Yesterdays' Juneteenth was the best Freedom Holiday I've ever experienced. I've celebrated Juneteenth before and The Fourth of July, of course. But, something about yesterday hit different. Something about the rest of the world being more aware than ever of all the reasons we have to celebrate. Something about our ancestral lines connecting me to every brother and sister I passed filled me up to the brim
I remember in my younger days coming home crying because of my name. I remember being called out for the roughness of my hands. I remember the jokes around my 4c hair. I remember getting made fun of all the time for the darkness of my skin.

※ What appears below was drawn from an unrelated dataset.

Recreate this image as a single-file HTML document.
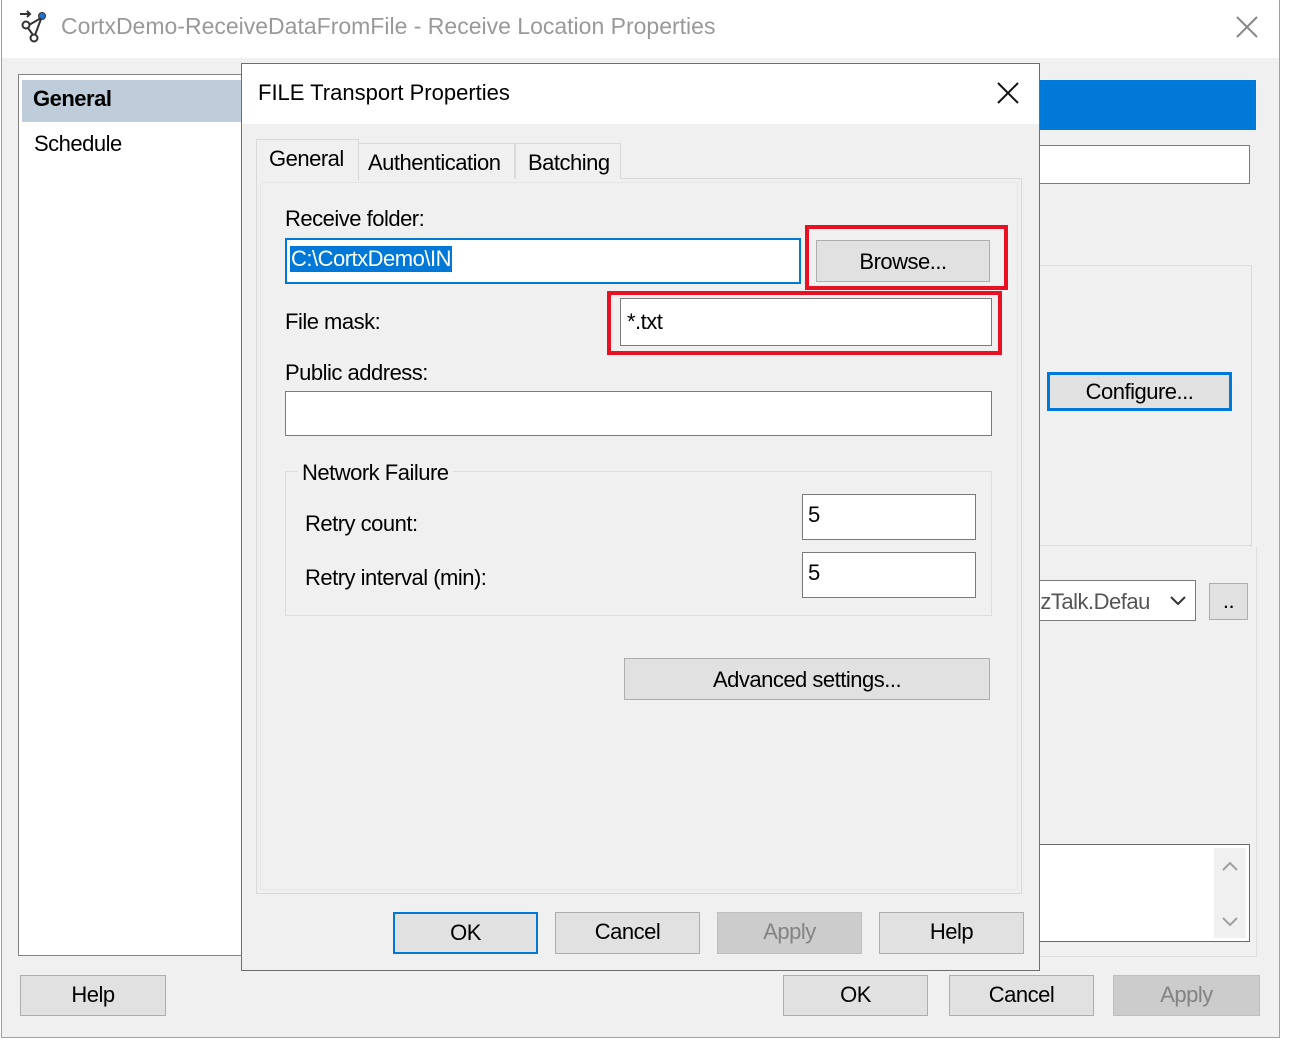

When I was celebrated for my beauty it came in the form of: "You're cute for a dark skin girl" or "You'd be cute if you were light skin". I remember my dad coaching me on the rebuttal trying to teach me the strength that I know now
"The blacker the berry, the sweeter the juice" .
Yesterday, as I walked the streets bumping Tupacs album "Strictly for my Niggaz" on recommendation from my dad, I realized something. I am not even the berry. I'm the whole goddamn tree. I am the fruit that will nourish the earth in a way it's never experienced before. I possess limbs strong enough to carry the weight of all those who came before. My skin reflects the darkness my ancestors journeyed through in their quest to find freedom. My calloused hands were gifted as a reminder of the work my ancestors put in to build this Nation. I am Goddess personified.
I am so proud to be Black.
I am so proud to be vocal about my stance on the movement.
I am proud to be gifted the responsibility of fulfilling my ancestral legacy.
I am proud to be me, Billie Krishawn.